O jovem arquiteto incontinênti
rumou para São Paulo e, em conluio com os artistas locais, concebeu o Salão de 1931. Num instante o modernismo tomou de assalto o Rio de Janeiro, capital do
país e bastão das academias. Foi
um escândalo.
Mas na política as coisas tomavam um curso diferente. A ruína
progressiva da cafeicultura paulista, culminando com o colapso
no crash econômico de 29, implodiu o esquema político pelo qual a
elite cafeeira controlava o país
desde o início do regime republicano. Os elementos dinâmicos da
economia paulista haviam se tornado a indústria e a policultura,
ambos encabeçados por novas
forças sociais, provindas das comunidades imigrantes.
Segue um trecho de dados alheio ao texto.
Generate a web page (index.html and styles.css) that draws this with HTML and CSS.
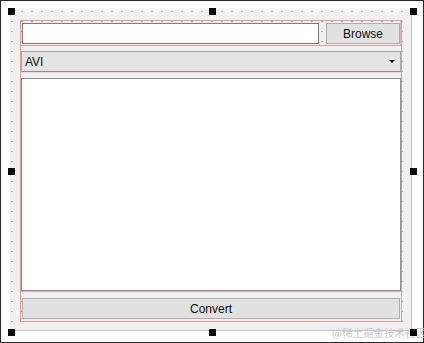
FILE: index.html
```html
<!DOCTYPE html>
<html lang="en">
<head>
  <meta charset="UTF-8">
  <title>Converter form</title>
  <link rel="stylesheet" href="styles.css">
</head>
<body>

  <div class="frame">
    <!-- the form being edited -->
    <div class="form">
      <div class="layout">
        <div class="row-file">
          <div class="line-edit"></div>
          <div class="btn browse">Browse</div>
        </div>
        <div class="spacer-a"></div>
        <div class="combo">
          <span>AVI</span>
          <span class="arrow"></span>
        </div>
        <div class="spacer-b"></div>
        <div class="text-edit"></div>
        <div class="row-convert">
          <div class="btn convert">Convert</div>
        </div>
      </div>
    </div>

    <div class="watermark">@稀土掘金技术社区</div>

    <!-- selection handles -->
    <div class="handle h-tl"></div>
    <div class="handle h-tc"></div>
    <div class="handle h-tr"></div>
    <div class="handle h-ml"></div>
    <div class="handle h-mr"></div>
    <div class="handle h-bl"></div>
    <div class="handle h-bc"></div>
    <div class="handle h-br"></div>
  </div>

</body>
</html>
```

FILE: styles.css
```css
body {
  margin: 0;
  background: #fff;
  font-family: "Liberation Sans", Arial, sans-serif;
  font-size: 12px;
  color: #111;
}
.frame {
  position: relative;
  width: 424px;
  height: 343px;
  box-sizing: border-box;
  border: 1px solid #2a2a2a;
  padding: 9px 0 0 9px;
  background: #fff;
}
.form {
  width: 402px;
  height: 321px;
  padding: 10px 0 0 10px;
  box-sizing: border-box;
  border-right: 1px solid #c4c4c4;
  border-bottom: 1px solid #c4c4c4;
  background-color: #f0f0f0;
  background-image: radial-gradient(circle at 2px 1.5px, #b0b0b0 0.7px, transparent 1px);
  background-size: 10px 10px;
}
.layout {
  width: 382px;
  height: 302px;
  box-sizing: border-box;
  border: 1px solid #e29a9a;
  display: flex;
  flex-direction: column;
}
.row-file {
  height: 25px;
  box-sizing: border-box;
  border-bottom: 1px solid #e29a9a;
  border-right: 1px solid #eab0b0;
  padding: 2px 0 0 1px;
  display: flex;
  gap: 7px;
}
.line-edit {
  width: 297px;
  height: 21px;
  box-sizing: border-box;
  border: 1px solid #7a7a7a;
  background: #fff;
}
.btn {
  height: 21px;
  box-sizing: border-box;
  border: 1px solid #adadad;
  background: #e1e1e1;
  display: flex;
  align-items: center;
  justify-content: center;
}
.browse {
  width: 74px;
}
.spacer-a {
  height: 5px;
}
.combo {
  height: 21px;
  box-sizing: border-box;
  border: 1px solid #a8a8a8;
  border-bottom-color: #8c8c8c;
  background: #e3e3e3;
  padding: 0 5px 0 3px;
  display: flex;
  align-items: center;
  justify-content: space-between;
}
.arrow {
  width: 0;
  height: 0;
  border-left: 3px solid transparent;
  border-right: 3px solid transparent;
  border-top: 3px solid #000;
}
.spacer-b {
  height: 6px;
  border-top: 1px solid #f2d4d4;
  box-sizing: border-box;
}
.text-edit {
  height: 213px;
  box-sizing: border-box;
  border: 1px solid #8e8e8e;
  background: #fff;
}
.row-convert {
  flex: 1;
  box-sizing: border-box;
  border-top: 1px solid #eab0b0;
  padding: 6px 1px 0 1px;
}
.convert {
  width: 100%;
}
.handle {
  position: absolute;
  width: 7px;
  height: 7px;
  background: #000;
}
.h-tl { left: 7px; top: 7px; }
.h-tc { left: 208px; top: 7px; }
.h-tr { left: 409px; top: 7px; }
.h-ml { left: 7px; top: 167px; }
.h-mr { left: 409px; top: 167px; }
.h-bl { left: 7px; top: 328px; }
.h-bc { left: 208px; top: 328px; }
.h-br { left: 409px; top: 328px; }
.watermark {
  position: absolute;
  left: 331px;
  top: 326px;
  line-height: 12px;
  font-family: "Noto Sans CJK SC", sans-serif;
  font-size: 10.5px;
  color: #c9c9c9;
  white-space: nowrap;
}
```
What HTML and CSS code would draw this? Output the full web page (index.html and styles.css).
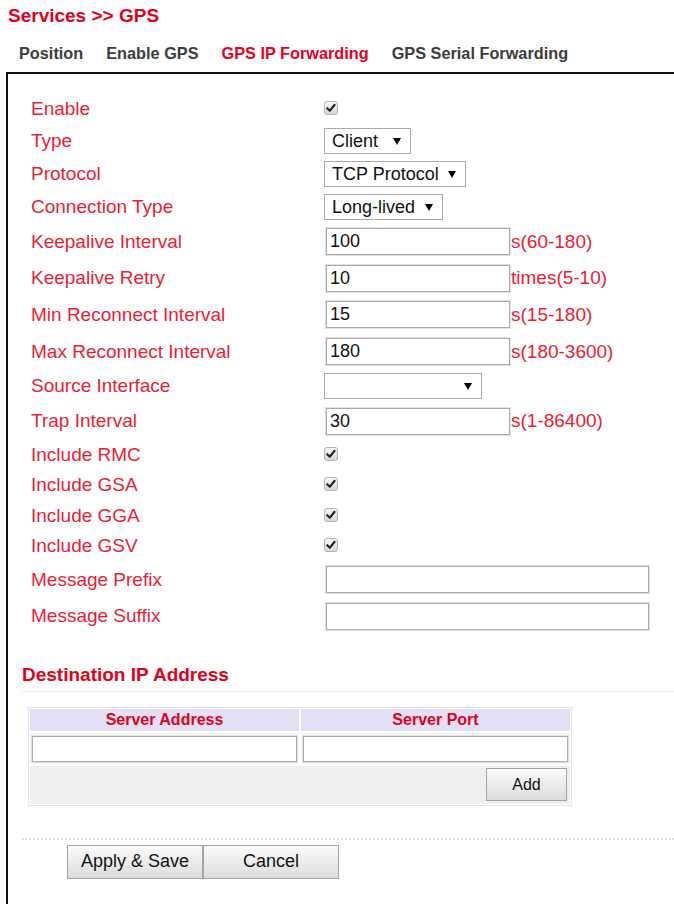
FILE: index.html
```html
<!DOCTYPE html>
<html lang="en">
<head>
<meta charset="utf-8">
<title>Services &gt;&gt; GPS</title>
<link rel="stylesheet" href="styles.css">
</head>
<body>
<div class="page">
  <h1 class="title">Services &gt;&gt; GPS</h1>
  <nav class="tabs">
    <a class="tab">Position</a>
    <a class="tab">Enable GPS</a>
    <a class="tab active">GPS IP Forwarding</a>
    <a class="tab">GPS Serial Forwarding</a>
  </nav>
  <div class="box">
    <form class="form">
      <div class="row r-cb"><label class="lbl">Enable</label><span class="check"><svg viewBox="0 0 14 14" width="12" height="12"><path d="M2.6 7.2 L5.6 10.2 L11.2 3.2" fill="none" stroke="#222" stroke-width="2.4" stroke-linecap="round" stroke-linejoin="round"/></svg></span></div>
      <div class="row r-sel"><label class="lbl">Type</label><span class="sel"><select class="w-client"><option>Client</option></select></span></div>
      <div class="row r-sel"><label class="lbl">Protocol</label><span class="sel"><select class="w-tcp"><option>TCP Protocol</option></select></span></div>
      <div class="row r-sel"><label class="lbl">Connection Type</label><span class="sel"><select class="w-long"><option>Long-lived</option></select></span></div>
      <div class="row r-inp"><label class="lbl">Keepalive Interval</label><input class="txt" type="text" value="100"><span class="unit">s(60-180)</span></div>
      <div class="row r-inp"><label class="lbl">Keepalive Retry</label><input class="txt" type="text" value="10"><span class="unit">times(5-10)</span></div>
      <div class="row r-inp"><label class="lbl">Min Reconnect Interval</label><input class="txt" type="text" value="15"><span class="unit">s(15-180)</span></div>
      <div class="row r-inp"><label class="lbl">Max Reconnect Interval</label><input class="txt" type="text" value="180"><span class="unit">s(180-3600)</span></div>
      <div class="row r-sel"><label class="lbl">Source Interface</label><span class="sel"><select class="w-src"><option></option></select></span></div>
      <div class="row r-inp"><label class="lbl">Trap Interval</label><input class="txt" type="text" value="30"><span class="unit">s(1-86400)</span></div>
      <div class="row r-cb"><label class="lbl">Include RMC</label><span class="check"><svg viewBox="0 0 14 14" width="12" height="12"><path d="M2.6 7.2 L5.6 10.2 L11.2 3.2" fill="none" stroke="#222" stroke-width="2.4" stroke-linecap="round" stroke-linejoin="round"/></svg></span></div>
      <div class="row r-cb"><label class="lbl">Include GSA</label><span class="check"><svg viewBox="0 0 14 14" width="12" height="12"><path d="M2.6 7.2 L5.6 10.2 L11.2 3.2" fill="none" stroke="#222" stroke-width="2.4" stroke-linecap="round" stroke-linejoin="round"/></svg></span></div>
      <div class="row r-cb"><label class="lbl">Include GGA</label><span class="check"><svg viewBox="0 0 14 14" width="12" height="12"><path d="M2.6 7.2 L5.6 10.2 L11.2 3.2" fill="none" stroke="#222" stroke-width="2.4" stroke-linecap="round" stroke-linejoin="round"/></svg></span></div>
      <div class="row r-cb"><label class="lbl">Include GSV</label><span class="check"><svg viewBox="0 0 14 14" width="12" height="12"><path d="M2.6 7.2 L5.6 10.2 L11.2 3.2" fill="none" stroke="#222" stroke-width="2.4" stroke-linecap="round" stroke-linejoin="round"/></svg></span></div>
      <div class="row r-inp"><label class="lbl">Message Prefix</label><input class="txt wide" type="text" value=""></div>
      <div class="row r-inp"><label class="lbl">Message Suffix</label><input class="txt wide" type="text" value=""></div>
    </form>

    <h2 class="sec">Destination IP Address</h2>
    <div class="dest">
      <div class="th">Server Address</div>
      <div class="th">Server Port</div>
      <div class="td"><input class="cell-input" type="text"></div>
      <div class="td"><input class="cell-input" type="text"></div>
      <div class="add-row"><button class="btn btn-add" type="button">Add</button></div>
    </div>

    <div class="actions">
      <button class="btn btn-main" type="button">Apply &amp; Save</button>
      <button class="btn btn-main" type="button">Cancel</button>
    </div>
  </div>
</div>
</body>
</html>
```

FILE: styles.css
```css
html {
  overflow: hidden;
}

body {
  margin: 0;
  background: #fff;
  font-family: "Liberation Sans", Arial, sans-serif;
  color: #222;
}

.title {
  margin: 0;
  padding: 5px 0 0 8px;
  font-size: 19px;
  line-height: 22px;
  font-weight: bold;
  color: #e2001a;
}

.tabs {
  display: flex;
  gap: 23px;
  margin-top: 16px;
  padding-left: 19px;
  font-size: 16.3px;
  line-height: 20px;
  font-weight: bold;
  color: #3c3c3c;
}

.tab.active {
  color: #e60020;
}

.box {
  margin: 9px 0 0 6px;
  height: 832px;
  box-sizing: border-box;
  border-top: 2px solid #111;
  border-left: 2px solid #111;
  padding: 20px 0 0 14px;
}

.form {
  margin: 0;
}

.row {
  display: flex;
  align-items: center;
  padding-left: 9px;
}

.r-cb { height: 30.5px; }
.r-sel { height: 33px; }
.r-inp { height: 36.6px; }

.lbl {
  width: 293px;
  flex: none;
  font-size: 19px;
  color: #ec1c33;
}

.check {
  display: inline-flex;
  align-items: center;
  justify-content: center;
  width: 14px;
  height: 14px;
  box-sizing: border-box;
  border: 1px solid #b3b3b3;
  border-radius: 3px;
  background: linear-gradient(#f6f6f6, #d6d6d6);
  margin-top: -2px;
}

.sel {
  position: relative;
  display: inline-block;
  height: 26px;
}

.sel::after {
  content: "";
  position: absolute;
  right: 10px;
  top: 10px;
  border-left: 4px solid transparent;
  border-right: 4px solid transparent;
  border-top: 7px solid #000;
  pointer-events: none;
}

.sel select {
  appearance: none;
  -webkit-appearance: none;
  height: 26px;
  box-sizing: border-box;
  margin: 0;
  padding: 0 0 0 7px;
  border: 1px solid #a9a9a9;
  border-radius: 0;
  background: #fff;
  font-family: "Liberation Sans", Arial, sans-serif;
  font-size: 18px;
  color: #111;
}

.w-client { width: 87px; }
.w-tcp { width: 142px; }
.w-long { width: 119px; }
.w-src { width: 158px; }

.txt {
  width: 184px;
  height: 27px;
  box-sizing: border-box;
  margin: 0 0 0 2px;
  padding: 0 3px;
  border: 1px solid #a9a9a9;
  box-shadow: 0 0 0 1px #e2e2e2;
  font-family: "Liberation Sans", Arial, sans-serif;
  font-size: 18px;
  color: #111;
  outline: none;
}

.txt.wide {
  width: 323px;
}

.unit {
  margin-left: 1px;
  font-size: 19px;
  color: #ec1c33;
}

.sec {
  margin: 28px 0 0;
  padding-bottom: 5px;
  border-bottom: 1px solid #ececec;
  font-size: 19px;
  line-height: 23px;
  font-weight: bold;
  color: #e2001a;
}

.dest {
  display: grid;
  grid-template-columns: 1fr 1fr;
  gap: 2px;
  width: 544px;
  box-sizing: border-box;
  margin: 15px 0 0 6px;
  padding: 1px;
  border: 1px solid #e3e3e3;
}

.th {
  height: 22px;
  line-height: 22px;
  background: #e3e0f6;
  text-align: center;
  font-size: 16px;
  font-weight: bold;
  color: #e2001a;
}

.td {
  padding: 3px 2px 2px 2px;
  background: #f7f7f7;
}

.cell-input {
  display: block;
  width: 100%;
  height: 26px;
  box-sizing: border-box;
  margin: 0;
  border: 1px solid #a9a9a9;
  box-shadow: 0 0 0 1px #e2e2e2;
  background: #fff;
  outline: none;
}

.add-row {
  grid-column: 1 / -1;
  display: flex;
  justify-content: flex-end;
  align-items: center;
  height: 38px;
  padding-right: 3px;
  background: #efefef;
}

.btn {
  box-sizing: border-box;
  margin: 0;
  border: 1px solid #a3a3a3;
  border-radius: 0;
  background: linear-gradient(#fbfbfb, #dcdcdc);
  font-family: "Liberation Sans", Arial, sans-serif;
  color: #111;
  padding: 0;
}

.btn-add {
  width: 81px;
  height: 33px;
  font-size: 16px;
}

.actions {
  display: flex;
  margin-top: 32px;
  border-top: 2px dotted #dcdcdc;
  padding: 5px 0 0 45px;
}

.btn-main {
  width: 136px;
  height: 34px;
  font-size: 18px;
}
```
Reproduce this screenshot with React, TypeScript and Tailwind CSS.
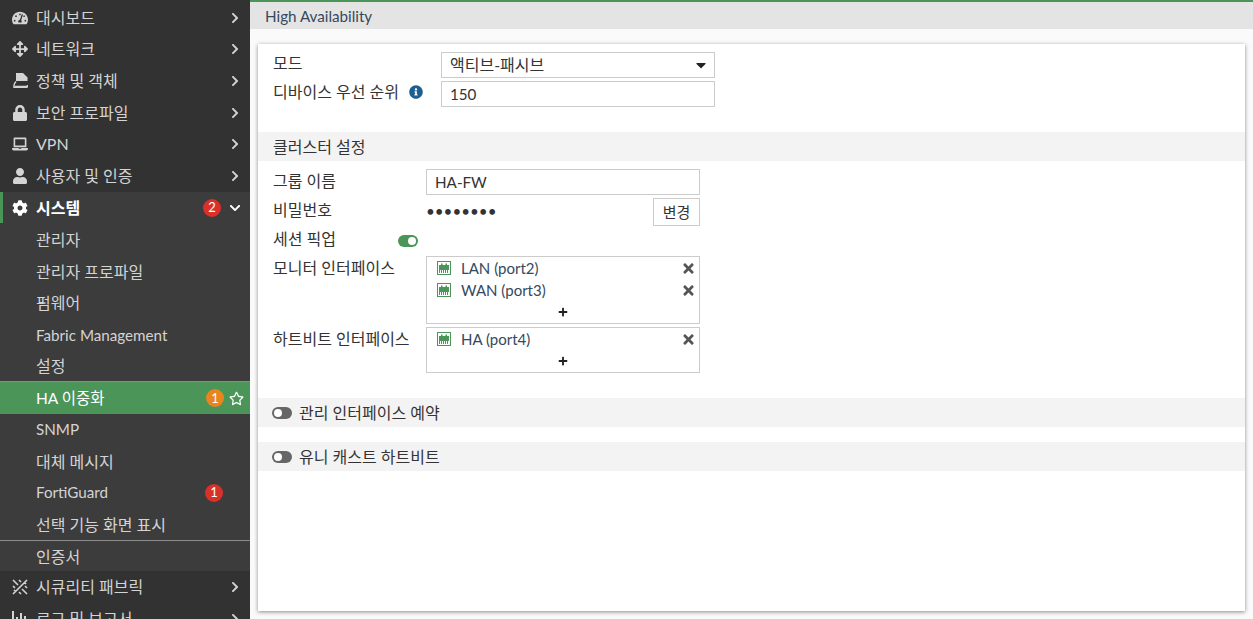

As lideranças tradicionais viram
em Vargas a chance de reformular o seu sistema de dominação.
Mas Getúlio tinha seus próprios
planos.
Esses desentendimentos se
agravaram até o clímax da guerra
de 1932. A atitude recalcitrante
acabou redefinindo a imagem de
São Paulo no contexto do novo
regime varguista. São Paulo não
era o Brasil, era a sua antítese. Era
o pomo da discórdia, o foco dos
estrangeiros, dos movimentos e
das idéias exóticas, do cosmopolitismo apátrida, do capitalismo
selvagem, dos anarquistas, dos
comunistas, dos agitadores e subversivos de toda ordem.
O verdadeiro Brasil estava na
gente simples e brava dos campos, na pureza das Alterosas, nos
sertões agrestes do Norte, na fronteira viril do Oeste e, cada vez
mais evidente, na síntese da cultura popular urbana, por meio da
mestiçagem étnica e cultural de
todas as raças e todas as regiões.
SÃO PAULO À DERIVA
O credo do novo regime era o
nacionalismo intransigente e
enérgico. Por meio de uma sofisticada máquina de propaganda, esse catecismo seria canalizado por
meio dos novos recursos de comunicação, o rádio, o cinema, a
indústria fonográfica, os cartazes
em todos os muros.
Ele se cristalizaria nos teatros de
revista da praça Tiradentes, nas
chanchadas da Atlântida, nos
programas da Rádio Nacional,
nos estádios de futebol, no Carnaval e nos desfiles das escolas de
samba, todos patrocinados e orquestrados pelo Estado.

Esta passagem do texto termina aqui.